I grew up being told that I was just a kid, and that I had no voice.
No matter how hard I tried, even when my GPA in university was never below 3.5, I was never seen as the good kid, nor someone. I was just a kid.
I remember showing my grandma my 3.5 GPA, and she didn’t even look at it, and said “Your brother is such a smart kid”, when he totally failed 10th grade which resulted in him being in the same year with me.
I remember my uncle said “Oh who can speak English well, I wanna take them overseas”, and I said “I can”. He went, “Really, no, you can’t speak English, what do you know?”, while my native English speaker teacher told me I have perfect English.
"Your brother sings so well, your brother this, your brother that"
… and many more. I don't even know where to start if I had to.
These things left scars in my heart and head, and they affected how I looked at myself and who I grew up to be.
When I think of what has been spoken over me or what's done to me, I can guarantee I'd just follow what my dad wanted me to do: going to secretary school, being someone's secretary, and probably ended up marrying some big boss and became their possession. Ugh,, that's rough to even think about.
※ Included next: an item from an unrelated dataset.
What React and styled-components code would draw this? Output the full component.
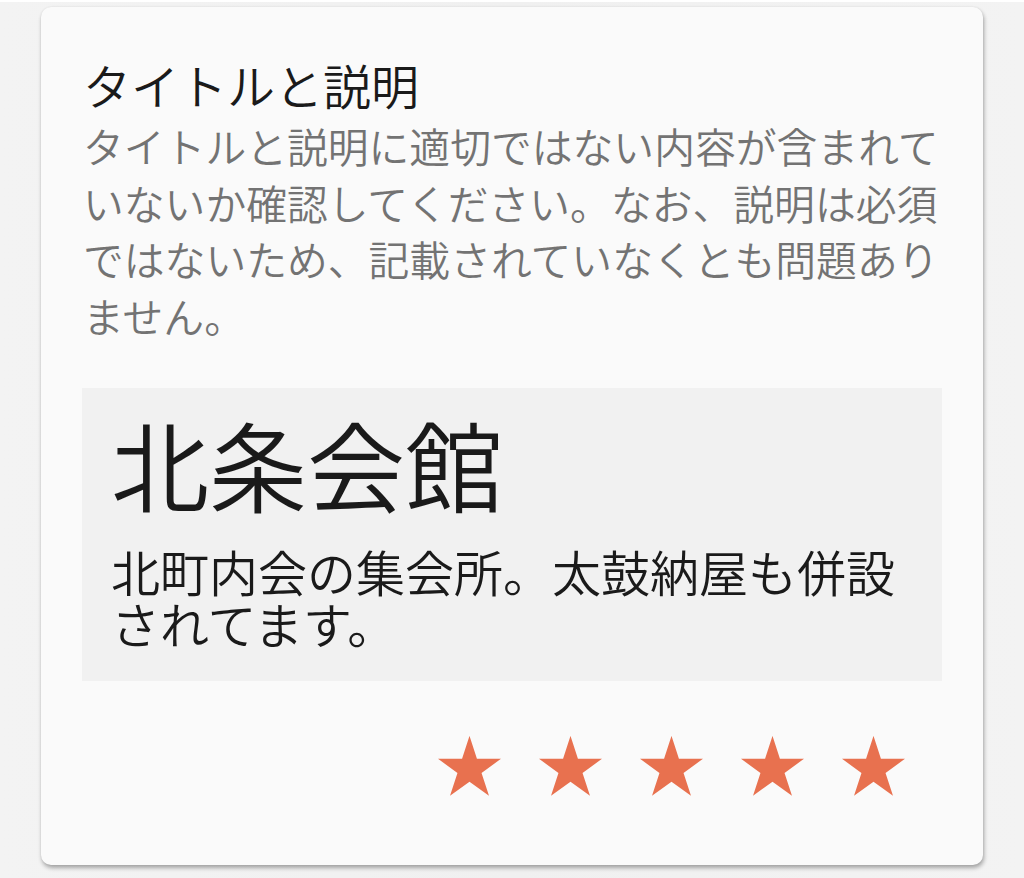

My soul has been intoxicated by what people say about me, and I've been limited by what I am not good at, or at least what they told me I'm not good at.
I couldn't think of anything other than:
"I have no voice, so I won't say anything" --> timid, passive
or
"I have to fight for my voice, I gotta prove them that I have one" --> strive, rebel
I was the fearFULL one in terms of what I could do; and never think I'd ever do anything cause I'm good for nothing. I just followed, did what I was told to.
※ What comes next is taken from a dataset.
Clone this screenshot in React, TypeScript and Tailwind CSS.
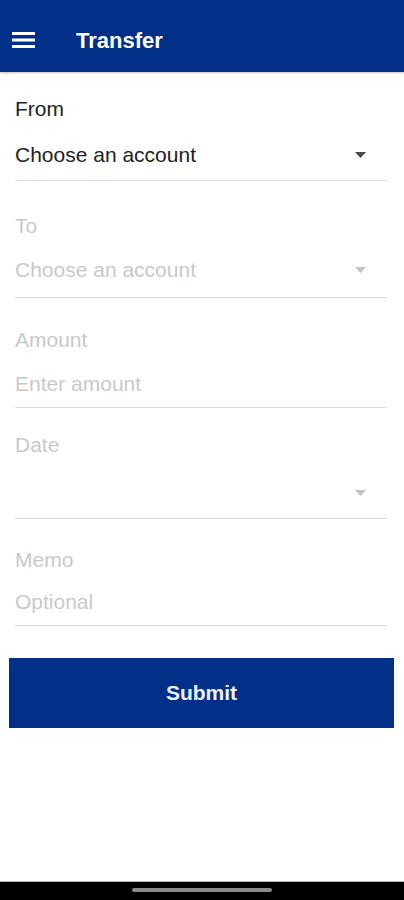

--------> Fast forward into my life now.
I have now been in missions for the past 8 years.
I've been staffing discipleship schools; discipling people, mentoring people in being a disciple and a discipler, leading people on mission trips to many nations, leading worship for hundreds, confronted people, spoke in front of people, etc.
What the heck happened to me?
Did I fight all the people who told me stuff?
Did I study hard to prove something?
Did I do anything at all?
Sorry, I never know how to do all those, nor where to find the right thing to say or do.
What changed for me? How did I get out of that some sort of 'prison'?
In my fear, I cling on to the Lord.
Yes, I am that clingy to Him, and I'm fine with that.
People say religion is just a crutch.
And many get offended.
I'm cool to say that Jesus is my crutch!
I'm soooo needy clingy to Him.
And in being clingy to Him, my life just turned upside down, back to where it's supposed to be.
So far, I had a great 8 years serving the Lord in traditional missions context.
I traveled to places telling people about Jesus, praying for them, etc.
I've enjoyed the beauty of seeing people grow, seeing them go deeper with the Lord, seeing them live free in Him, and many more.
I feel so honored and privileged seeing how God uses me for what I call amazing things and all that jazz.
Being in a Christian world, it seems like it’s THE THING to do, the thing to achieve.
Have I achieved much then? How many disciples have I made? How many souls have I won for Him? I never count them, so I don’t know. Personally, statistics aren’t good for my heart cause it makes me proud and dependent on my strength and ability and it creates more striving.
Throughout these years (I sound like an old lady hahaha), God has been teaching me to really know who I am then I know what I want to or can do.
As I lean in hearing His voice about who I am, I find myself moving away from what people have said about me.
And the cool thing is, His voice is like the voice of home to me, my heart recognizes the voice of Him that created me. His voice revives the real me inside, and fades all the other noise out. I still hear the noise but my heart and soul straight away recognize that those aren't the voice that makes me, me.
And the more I get to hear from Him of who I am, it enables me to hear what He says about people more.
I get to see WHO THEY ARE as who they are, not who they are cause they do or not do something.
In the end, WHOSE VOICE am I listening to?
Who am I? -- I heard His voice telling me who I am.
What do I do? -- knowing who I am in Him helps me see what He loves doing and I find out that I love doing it, too.
Is this whole thing Truth or ,again, merely someone's opinion?
Jesus said, “No longer do I call you servant for a servant doesn’t know what his master is doing” – John 15:15.
In that same verse, Jesus said that He called us friends for He has made known to us everything He heard from the Father.
A SERVANT – one who is simply told WHAT TO DO.
A FRIEND – relational, a LOVED one, who knows everything the friend does and wants.
If I focus on what I do and can or can't do, then I'm a servant.
If I know my Friend close enough, I see what He sees.
If I see me as a servant, I see other people as servants, too.
I don't know how I get to be who I am today but all I know is I truly enjoy my life now.
I enjoy leading people to Him.
Whoever comes across my path, I'll make sure they get to hear the voice inside me, cause it's simply the same voice inside them.
And I can't agree more that I'm just a kid, I'm forever the almighty Father's kid.
And a kid needs his/her Father.
Questions to reflect on:
- who am I?
- Is who I am the basis of what I do?
Or- Do I let what I do & not do define who I am?